The story is well documented. In short: flash, crack, blood. Lots of blood. I was filled with gauze, shot up with Demerol, and drifted off. When I woke up 18 hours later, my teeth were woven with metal wire. My jaw was locked shut for eight weeks.

I spent the balance of that summer in hiding. I went out. I saw my friends. I did things. But I was in hiding, stoned morning, noon, and night. Or nearly so.

The first day of my senior year approached quickly. I had already faced my attacker in court. Despite a rich history of violence, and my appeal to the judge that he be forced to deal with that violent streak, he got probation. In other words, he had to be home by midnight. Nonetheless, we found ourselves running down the railroad tracks evading cops at a party later that summer. He drove me home. Well after midnight.

Back to school, there were rumblings from a small but vocal minority.

“He had it coming.”

“Glad someone finally kicked his ass.”

I was shamed. I was embarrassed. For getting sucker punched.

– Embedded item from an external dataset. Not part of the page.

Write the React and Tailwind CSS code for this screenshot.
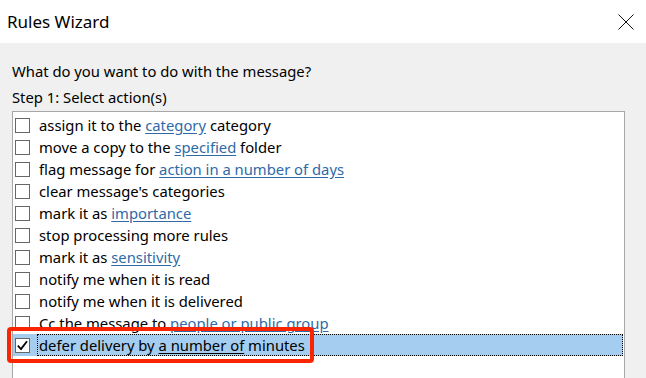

The shadow that followed me through those hallways eventually cleared a bit, but never fully dissipated. I stayed stoned for nearly ten years. I still feel shamed. And embarrassed. For getting sucker punched. Worse, for putting myself in front of that oncoming fist.

Sometimes you don’t see it coming. Sometimes it blindsides you. Sometimes you do see it coming, and it’s equally disorienting. And sometimes you find yourself spinning around, dizzy from making the same fucking mistakes over and over and over and over and…

And then you break the cycle. You face the day, shake the naysayers, and get on with it. Because there’s work to be done. Even if you’re still aching, there’s work to be done.